NORTH AMERICA PROJECTED BOOKINGS TO THE UNITED STATES
2012 bookings to US projected to remain strong
According to the U.S. Department of Commerce sponsored Canada Travel Trade Barometer, a strong majority of tour operators surveyed (as of October 25 - December 9, 2011) projected higher bookings through the end of 2011. Just over eight out of 10 (82%) respondents projected bookings to be higher.
At the time of the survey, bookings to the United States from Canada were up four to nine percent year-over-year.
2012 bookings were also projected to remain strong by nearly all (91%) of the Canadian trade respondents.
The two top motivators for travel to the United States over the next six months were accommodation rates and the level of promotion by U.S. businesses and destinations.
All of the past entry and exit concerns have for the most part dissipated, and were rated as not having an impact on travel to the United States.
Challenges for increasing bookings focused on the global economy, an emerging concern for the Canadian economy, and the price of airfare.
Mexico Travel Trade Barometer: Respondents Projecting Increased Bookings through the First Quarter of 2012
According to the U.S. Department of Commerce sponsored Mexico Travel Trade Barometer, Mexican tour operators (78%) reported (as of October 25 - December 9, 2011) that fourth quarter 2011 bookings were projected to be higher. At the time of the survey, bookings were reported to be up one to three percent, on average, year over year.

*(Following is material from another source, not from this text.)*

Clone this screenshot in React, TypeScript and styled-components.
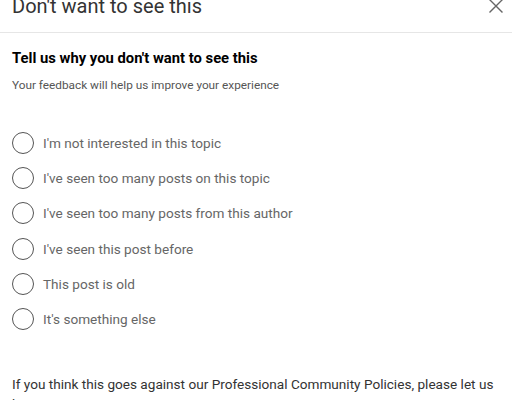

The trade (86%) projected the growth pattern to continue into first quarter 2012, with bookings at the time of the survey up four to nine percent, on average, over first quarter 2011 bookings.
Over the next six months, accommodation rates are listed as the top motivator for travel to the United States. Other motivators include the economy in Mexico, the level of promotion by U.S. destinations and businesses, travel safety and the global economy (all tied).
In this survey session, airfare ranked as the top deterrent for travel to the United States. The stronger U.S. Dollar was apparent, as the exchange rate ranked second, which was followed by air capacity.